You’re right, Vapour Meat isn’t too far from what companies may soon be producing. We may see ‘clean’ meat products that adopt sophisticated food presentation techniques to sell in vitro meat to a niche market. I wouldn’t be surprised if these companies create products inspired by Rene Redzepi or David Chang. For instance, labs may start serving ‘clean’ rabbit caviar on a bed of locally sourced arugula topped with owl mousse and a GFP-infused salt. And if a waiter served it, I can almost hear them saying something like, “this dish is a taste of our current cultural moment. It gives you the flavour of our biotech terroir, something lab-crafted and home-grown, at the same time. It’s a lab-to-table experience…” We may even see products that reference Marinetti’s Futurist Cookbook. Someone might make a dish based on his Chickenfiat, a dish made of chicken and ball-bearings. The ‘Clean’ Chickenfiat recipe might call for in vitro chicken cells grown over the surface of steel ball-bearings served in a Martini glass while you sit in the cockpit of a VR flight simulator with LCD windows that display an orbit around Jupiter. All of this is to say that we may see elaborate spectacles being employed in order to sell ‘clean’ meat. The ‘clean’ meat industry wants to replace farm-grown meat with lab-grown meat, but it may just end up creating high-end products that only a few people can afford. The individuals pushing these grand visions seem to really gravitate toward highly technical fixes. This idea was dealt with by Oron Catts and Ionat Zurr in works like Disembodied Cuisine and Victimless Leather. And, Oron wrote an article for The Conversation last year that tries to unpack the hype-cycle around the lab-grown meat.

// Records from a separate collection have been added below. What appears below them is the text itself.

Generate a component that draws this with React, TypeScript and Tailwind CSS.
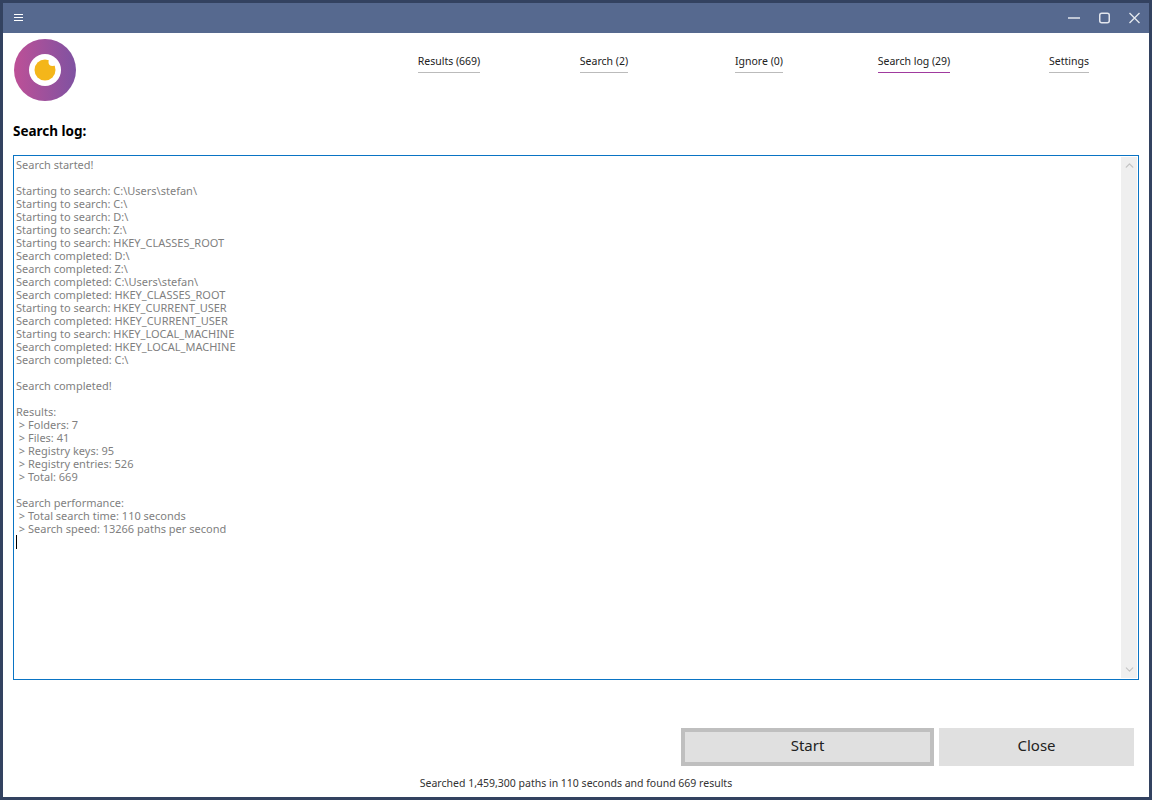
import { ChevronUp, ChevronDown } from 'lucide-react';

const tabs = [
  { label: 'Results (669)', active: false },
  { label: 'Search (2)', active: false },
  { label: 'Ignore (0)', active: false },
  { label: 'Search log (29)', active: true },
  { label: 'Settings', active: false },
];

const logText = `Search started!

Starting to search: C:\\Users\\stefan\\
Starting to search: C:\\
Starting to search: D:\\
Starting to search: Z:\\
Starting to search: HKEY_CLASSES_ROOT
Search completed: D:\\
Search completed: Z:\\
Search completed: C:\\Users\\stefan\\
Search completed: HKEY_CLASSES_ROOT
Starting to search: HKEY_CURRENT_USER
Search completed: HKEY_CURRENT_USER
Starting to search: HKEY_LOCAL_MACHINE
Search completed: HKEY_LOCAL_MACHINE
Search completed: C:\\

Search completed!

Results:
 > Folders: 7
 > Files: 41
 > Registry keys: 95
 > Registry entries: 526
 > Total: 669

Search performance:
 > Total search time: 110 seconds
 > Search speed: 13266 paths per second`;

function Logo() {
  return (
    <svg width="64" height="64" viewBox="0 0 64 64">
      <defs>
        <linearGradient id="logoGrad" x1="0" y1="0" x2="1" y2="0">
          <stop offset="0" stopColor="#bd5097" />
          <stop offset="1" stopColor="#7f52a1" />
        </linearGradient>
      </defs>
      <circle cx="32" cy="32" r="31" fill="url(#logoGrad)" />
      <circle cx="32" cy="32" r="16" fill="#fff" />
      <circle cx="32" cy="32" r="10.5" fill="#f4b61a" />
      <circle cx="39.5" cy="24" r="4" fill="#fff" />
    </svg>
  );
}

export default function App() {
  return (
    <div className="flex h-[800px] w-[1152px] flex-col border-[3px] border-[#334260] bg-white font-['Noto_Sans',sans-serif] text-[10.5px] text-[#222]">
      {/* Title bar */}
      <div className="flex h-[30px] shrink-0 items-center justify-between bg-[#56698f] pl-[11px] pr-[9px] text-[#e3e6ed]">
        <svg width="9" height="8" viewBox="0 0 9 8" stroke="#fff" strokeWidth="1">
          <path d="M0 .5h9M0 3.5h9M0 6.5h9" />
        </svg>
        <div className="flex items-center gap-[19px]">
          <svg width="12" height="12" viewBox="0 0 12 12" stroke="currentColor" strokeWidth="1.5">
            <path d="M0 6h12" />
          </svg>
          <svg width="11" height="12" viewBox="0 0 11 12" fill="none" stroke="currentColor" strokeWidth="1.5">
            <rect x=".75" y="1.25" width="9.5" height="9.5" rx="2" />
          </svg>
          <svg width="11" height="12" viewBox="0 0 11 12" fill="none" stroke="currentColor" strokeWidth="1.4">
            <path d="M.5 1l10 10M10.500 1l-10 10" />
          </svg>
        </div>
      </div>

      {/* Logo and tabs */}
      <div className="flex h-[74px] shrink-0 pl-[10px]">
        <div className="pt-[5px]">
          <Logo />
        </div>
        <div className="ml-[294.5px] grid grid-cols-[repeat(5,155px)] pt-[20px]">
          {tabs.map((tab) => (
            <div key={tab.label} className="flex justify-center">
              <div
                className={`h-[20px] border-b leading-[16px] ${
                  tab.active ? 'border-[#a03a9e]' : 'border-[#bbbbbb]'
                }`}
              >
                {tab.label}
              </div>
            </div>
          ))}
        </div>
      </div>

      {/* Log panel */}
      <div className="flex min-h-0 flex-1 flex-col px-[10px]">
        <div className="mt-[15px] h-[18px] text-[13.5px] font-bold leading-[19px] text-black">Search log:</div>
        <div className="mt-[15px] flex h-[525px] border border-[#0a74c4] pl-[2px] pr-[1px]">
          <div className="flex-1 pt-[2px]">
            <pre className="font-['Noto_Sans',sans-serif] text-[11px] leading-[13px] text-[#7f7f7f]">{logText}</pre>
            <div className="h-[14px] w-px bg-black" />
          </div>
          <div className="my-[1px] flex w-[16px] flex-col items-center justify-between bg-[#efefef] py-[2px] text-[#c4c4c4]">
            <ChevronUp className="h-[13px] w-[13px]" strokeWidth={2.5} />
            <ChevronDown className="h-[13px] w-[13px]" strokeWidth={2} />
          </div>
        </div>

        {/* Buttons */}
        <div className="mt-[48px] flex justify-end gap-[5px] pr-[5px]">
          <button className="h-[38px] w-[253px] border-4 border-[#bfbfbf] bg-[#e0e0e0] pb-[4px] text-[15px] text-[#222]">Start</button>
          <button className="h-[38px] w-[195px] bg-[#e0e0e0] pb-[4px] text-[15px] text-[#222]">Close</button>
        </div>
        <div className="mt-[9px] text-center leading-[16px] text-[#333]">
          Searched 1,459,300 paths in 110 seconds and found 669 results
        </div>
      </div>
    </div>
  );
}
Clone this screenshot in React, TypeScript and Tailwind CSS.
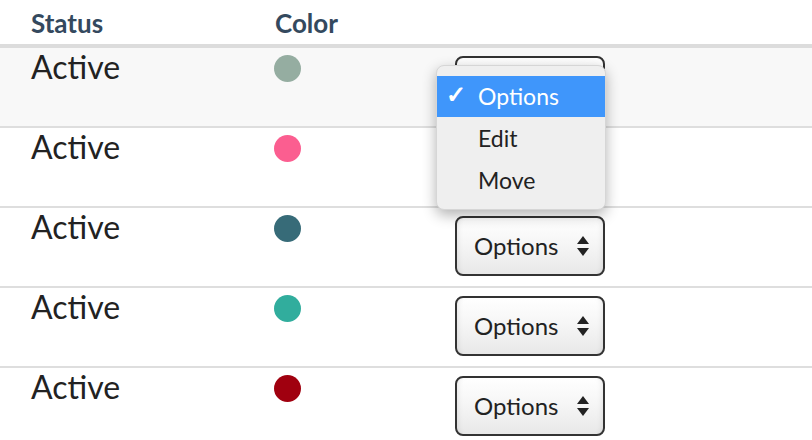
import React from 'react';

type Row = {
  status: string
  color: string
};

const rows: Row[] = [
  { status: 'Active', color: '#95ada1' },
  { status: 'Active', color: '#fb5e90' },
  { status: 'Active', color: '#376b78' },
  { status: 'Active', color: '#31ad9d' },
  { status: 'Active', color: '#a0000f' },
];

const SelectArrows = () => (
  <svg width="12" height="20" viewBox="0 0 12 20" className="block">
    <path d="M6 0 L12 8 L0 8 Z" fill="#222" />
    <path d="M0 12 L12 12 L6 20 Z" fill="#222" />
  </svg>
);

const OptionsSelect = () => (
  <div className="flex items-center justify-between w-[150px] h-[60px] pl-[17px] pr-[14px] rounded-[8px] border-2 border-[#333] bg-gradient-to-b from-white via-[#f5f5f5] to-[#e8e8e8] shadow-[inset_6px_0_6px_-6px_rgba(0,0,0,0.12),inset_-6px_0_6px_-6px_rgba(0,0,0,0.12)]">
    <span className="text-[24px] leading-none text-[#222]">Options</span>
    <SelectArrows />
  </div>
);

// open popup of the first row's select
const Menu = () => (
  <div className="absolute left-[436px] top-[65px] w-[170px] pt-[10px] pb-[8px] rounded-[8px] bg-[#efefef] border border-[#d6d6d6] shadow-[0_5px_14px_rgba(0,0,0,0.3)] z-10">
    <div className="flex items-center h-[41px] bg-[#3f96fb] text-white">
      <span className="w-[41px] pl-[9px] -mt-[6px] text-[24px] font-bold leading-[30px]">✓</span>
      <span className="text-[23px] leading-[41px]">Options</span>
    </div>
    <div className="h-[42px] pl-[41px] text-[23px] leading-[42px] text-[#222]">Edit</div>
    <div className="h-[42px] pl-[41px] text-[23px] leading-[42px] text-[#222]">Move</div>
  </div>
);

export default function App() {
  return (
    <div className="relative w-[812px] h-[440px] overflow-hidden bg-white font-['Lato','Liberation_Sans',sans-serif]">
      <div className="flex h-[48px] border-b-4 border-[#dcdcdc] text-[26px] font-bold text-[#34495e] pt-[4px]">
        <div className="w-[275px] pl-[31px]">Status</div>
        <div>Color</div>
      </div>

      {rows.map((row, i) => (
        <div key={i} className={`flex h-[80px] border-b-2 border-[#dedede] ${i === 0 ? 'bg-[#f8f8f8]' : 'bg-white'}`}>
          <div className="w-[243px] ml-[31px] text-[32px] leading-[38px] text-[#222]">{row.status}</div>
          <div className="w-[181px] pt-[7px]">
            <div className="w-[27px] h-[27px] rounded-full" style={{ backgroundColor: row.color }} />
          </div>
          {i > 1 && (
            <div className="pt-[8px]">
              <OptionsSelect />
            </div>
          )}
          {i === 0 && (
            <div className="pt-[8px]">
              <div className="w-[150px] h-[60px] rounded-[8px] border-2 border-[#333] bg-gradient-to-b from-white to-[#e8e8e8]" />
            </div>
          )}
        </div>
      ))}

      <Menu />
    </div>
  );
}
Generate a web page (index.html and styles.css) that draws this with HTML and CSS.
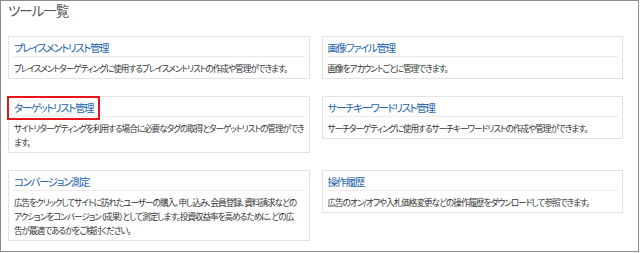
FILE: index.html
```html
<!DOCTYPE html>
<html lang="ja">
<head>
<meta charset="utf-8">
<title>ツール一覧</title>
<link rel="stylesheet" href="styles.css">
</head>
<body>
<div class="frame">
  <h1 class="page-title">ツール一覧</h1>
  <div class="tool-grid">
    <div class="card">
      <div class="card-title">プレイスメントリスト管理</div>
      <div class="card-text">プレイスメントターゲティングに使用するプレイスメントリストの作成や管理ができます。</div>
    </div>
    <div class="card">
      <div class="card-title">画像ファイル管理</div>
      <div class="card-text">画像をアカウントごとに管理できます。</div>
    </div>
    <div class="card">
      <div class="card-title">ターゲットリスト管理</div>
      <div class="card-text">サイトリターゲティングを利用する場合に必要なタグの取得とターゲットリストの管理ができます。</div>
      <div class="highlight"></div>
    </div>
    <div class="card">
      <div class="card-title">サーチキーワードリスト管理</div>
      <div class="card-text">サーチターゲティングに使用するサーチキーワードリストの作成や管理ができます。</div>
    </div>
    <div class="card">
      <div class="card-title">コンバージョン測定</div>
      <div class="card-text">広告をクリックしてサイトに訪れたユーザーの購入、申し込み、会員登録、資料請求などの<br>アクションをコンバージョン（成果）として測定します。投資収益率を高めるために、どの広<br>告が最適であるかをご検討ください。</div>
    </div>
    <div class="card">
      <div class="card-title">操作履歴</div>
      <div class="card-text">広告のオン/オフや入札価格変更などの操作履歴をダウンロードして参照できます。</div>
    </div>
  </div>
</div>
</body>
</html>
```
FILE: styles.css
```css
html, body {
  margin: 0;
  padding: 0;
  background: #fff;
}
body {
  font-family: "Noto Sans CJK JP", "Noto Sans", sans-serif;
  font-feature-settings: "palt";
  color: #333;
}
.frame {
  box-sizing: border-box;
  width: 639px;
  height: 252px;
  border: 1px solid #8c8c8c;
  padding: 0 15px 0 7px;
  overflow: hidden;
}
.page-title {
  margin: 0 0 17px;
  font-size: 13.5px;
  line-height: 18px;
  letter-spacing: -1px;
  font-weight: normal;
  color: #555;
}
.tool-grid {
  display: grid;
  grid-template-columns: 1fr 1fr;
  column-gap: 12px;
  row-gap: 17px;
  align-items: start;
}
.card {
  position: relative;
  border: 1px solid #e2e2e2;
  padding: 0 4px 0 4px;
}
.card-title {
  padding: 3px 0 0 1px;
  line-height: 16px;
  font-size: 10.5px;
  letter-spacing: -1.4px;
  color: #1d62ad;
  border-bottom: 1px solid #ececec;
}
.card-text {
  padding: 4px 0 3px 1px;
  font-size: 8.6px;
  line-height: 14px;
  letter-spacing: -1px;
  color: #333;
}
.highlight {
  position: absolute;
  left: -2px;
  top: -1px;
  width: 89px;
  height: 20px;
  border: 2px solid #e8141c;
}
```
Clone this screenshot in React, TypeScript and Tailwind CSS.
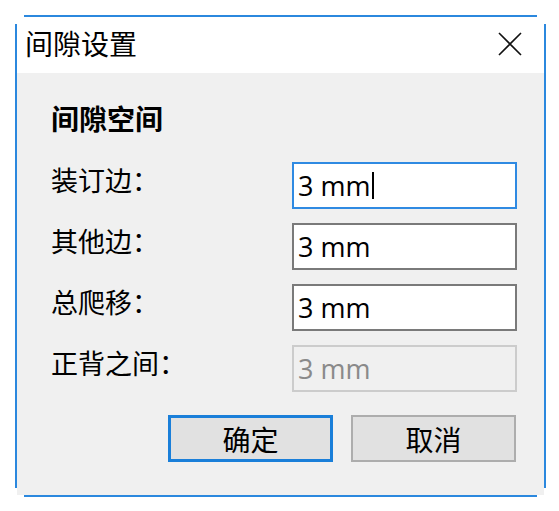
const cjk = "font-['Noto_Sans_CJK_SC',sans-serif]";
const latin = "font-['Open_Sans','Noto_Sans_CJK_SC',sans-serif]";

const rows = [
    { label: "装订边：", value: "3 mm", state: "focus" },
    { label: "其他边：", value: "3 mm", state: "normal" },
    { label: "总爬移：", value: "3 mm", state: "normal" },
    { label: "正背之间：", value: "3 mm", state: "disabled" },
];

function Field({ value, state }: { value: string; state: string }) {
    const box =
        state === "focus"
            ? "border-[#2f8ae2] bg-white text-black"
            : state === "disabled"
              ? "border-[#cccccc] bg-[#f0f0f0] text-[#8a8a8a]"
              : "border-[#7a7a7a] bg-white text-black";
    return (
        <div className={`flex h-[47px] w-[225px] items-center border-2 pl-[4px] ${box}`}>
            <span className={`${latin} text-[27px] leading-none`}>{value}</span>
            {state === "focus" && <span className="ml-[2px] h-[27px] w-[2px] bg-black" />}
        </div>
    );
}

export default function App() {
    return (
        <div className="h-[511px] w-[559px] bg-white pl-[15px] pt-[15px]">
            <div className="flex w-[531px] flex-col">
                <div className="ml-[9px] h-[2px] w-[513px] bg-[#2b88de]" />
                <div className="flex">
                    <div className="my-[7px] w-[2px] bg-[#2b88de]" />
                    <div className="flex h-[478px] w-[527px] flex-col">
                        <div className="flex h-[56px] items-center justify-between bg-white pl-[8px] pr-[22px]">
                            <span className={`${cjk} pb-[4px] text-[28px] leading-none text-black`}>间隙设置</span>
                            <svg width="24" height="24" viewBox="0 0 24 24" className="mt-[-2px]">
                                <path d="M1 1 L23 23 M23 1 L1 23" stroke="#111" strokeWidth="1.6" fill="none" />
                            </svg>
                        </div>
                        <div className={`${cjk} flex flex-1 flex-col bg-[#f0f0f0] pl-[34px] pt-[31px] text-black`}>
                            <div className="text-[28px] font-bold leading-[28px]">间隙空间</div>
                            <div className="mt-[30px] grid grid-cols-[241px_225px] gap-y-[14px]">
                                {rows.map((r) => (
                                    <div key={r.label} className="contents">
                                        <div className="flex h-[47px] items-center pb-[12px] text-[27px] leading-none">
                                            {r.label}
                                        </div>
                                        <Field value={r.value} state={r.state} />
                                    </div>
                                ))}
                            </div>
                            <div className="ml-[117px] mt-[23px] flex gap-[18px]">
                                <button className="flex h-[47px] w-[165px] items-center justify-center border-[3px] border-[#1a7fd9] bg-[#e1e1e1] text-[28px] leading-none">
                                    确定
                                </button>
                                <button className="flex h-[47px] w-[165px] items-center justify-center border-2 border-[#adadad] bg-[#e1e1e1] text-[28px] leading-none">
                                    取消
                                </button>
                            </div>
                        </div>
                    </div>
                    <div className="my-[7px] w-[2px] bg-[#2b88de]" />
                </div>
                <div className="ml-[9px] h-[2px] w-[513px] bg-[#2b88de]" />
            </div>
        </div>
    );
}
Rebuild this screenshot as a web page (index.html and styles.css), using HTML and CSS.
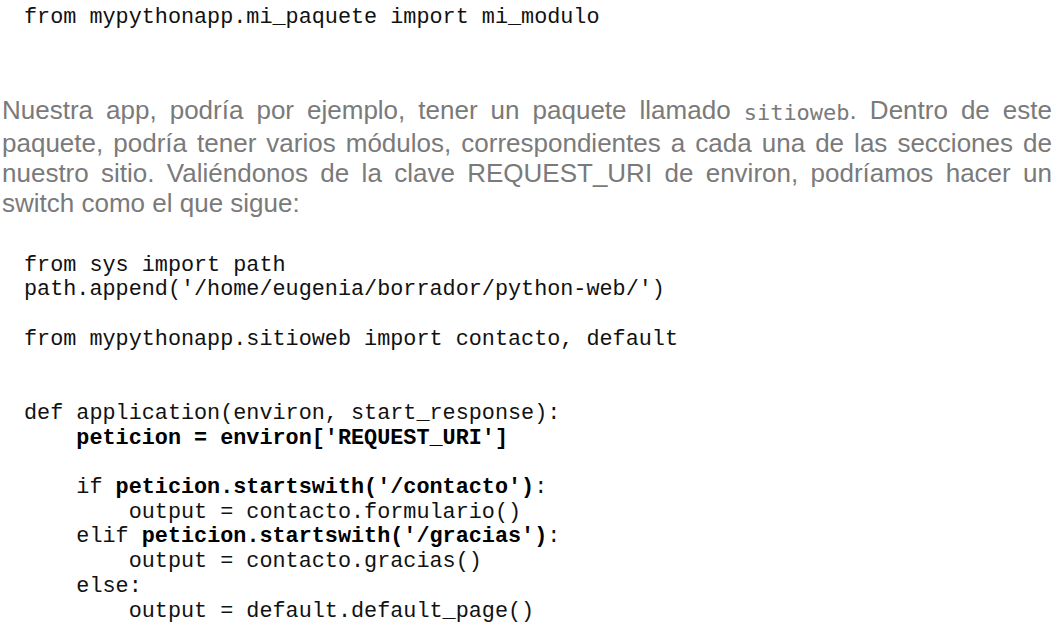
FILE: index.html
```html
<!DOCTYPE html>
<html lang="es">
<head>
<meta charset="utf-8">
<link rel="stylesheet" href="styles.css">
</head>
<body>
<pre class="code code-top">from mypythonapp.mi_paquete import mi_modulo</pre>
<p class="text">Nuestra app, podría por ejemplo, tener un paquete llamado <code class="inline">sitioweb</code>. Dentro de este paquete, podría tener varios módulos, correspondientes a cada una de las secciones de nuestro sitio. Valiéndonos de la clave REQUEST_URI de environ, podríamos hacer un switch como el que sigue:</p>
<pre class="code code-main">from sys import path
path.append('/home/eugenia/borrador/python-web/')

from mypythonapp.sitioweb import contacto, default


def application(environ, start_response):
    <b>peticion = environ['REQUEST_URI']</b>

    if <b>peticion.startswith('/contacto')</b>:
        output = contacto.formulario()
    elif <b>peticion.startswith('/gracias')</b>:
        output = contacto.gracias()
    else:
        output = default.default_page()</pre>
</body>
</html>
```
FILE: styles.css
```css
html, body {
  margin: 0;
  padding: 0;
  background: #ffffff;
}
body {
  padding: 0 1px 0 2px;
}
.code {
  font-family: "Liberation Mono", monospace;
  font-size: 21.8px;
  line-height: 24.7px;
  color: #111111;
  margin: 0;
  padding-left: 22px;
}
.code b {
  font-weight: bold;
  color: #000000;
}
.code-top {
  padding-top: 6px;
}
.text {
  font-family: "Liberation Sans", Arial, sans-serif;
  font-size: 26px;
  line-height: 30px;
  color: #7a7a7a;
  text-align: justify;
  margin: 64px 0 36px 0;
}
.inline {
  font-family: "DejaVu Sans Mono", monospace;
  font-size: 22px;
  vertical-align: -1px;
  color: #7a7a7a;
}
```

Vapour Meat definitely builds off of these ideas. The way I see it, Vapour Meat is a critical piece that satirises the recent cultural developments around lab-grown meat. It attempts to draw parallels between the ails of start-up cultures and the ‘clean’ meat industry.

The name Vapour Meat was inspired by the term vapourware, which describes software that is heavily hyped in order to draw interest and investors, but which never delivers on its promises. In other words, vapourware is something that deals with marketing, speculation, ideal and utopia. The term seemed utterly relevant, so Oron and I developed Vapour Meat to explore the overlaps between vapourware and ‘clean’ meat. We created an absurd product that literally produces nothing but vapour, but attempts to convey the ‘essence of meat’ through smell and small quantities of desiccated mouse muscle fibres (C2C12s). The work seemed to critically engage with the big promises of the ‘clean’ meat industry—namely that it will replace animal farming and dramatically reduce greenhouse emissions. Could ‘clean’ meat theoretically solve major issues around animal farming? Sure, but I have trouble seeing ‘clean’ meat live up to its grand ideals. There may be a place for in vitro meat in the future, but it may just be another signifier of status, power and wealth. ‘Clean’ meat may just be a form of conspicuous consumption.

And why does the title also feature “HP0.3.1 Alpha”? What does this correspond to?

“HP0.3.1 alpha” comes from software development nomenclature, which includes a code name, version number, and development stage. It’s a bit of an Easter egg for anyone working with software. In general, because we wanted to explore the overlaps between software start-up culture and biotech start-up culture, the nomenclature was another way to communicate that connection.

The “HP” stands for homeopathic. We were unable to include in vitro meat cells in the liquid reservoir for health and safety reasons, so this reality became the code name for our project. The “0.3.1” is due to the fact that work at the Science Gallery Dublin is actually the third version. Vapour Meat was in development for a year and previous versions involved other artists, so we thought this was a fitting way to acknowledge their involvement. We labelled this version of the work “alpha” due to the fact that it’s still being developed further. Also “alpha” is used to designate “white-box testing,” which was appropriate for a gallery exhibition.

Thanks Devon!

The exhibition FAKE: The Real Deal? remains open at the Science Gallery at Trinity College Dublin until the 3rd of June 2018.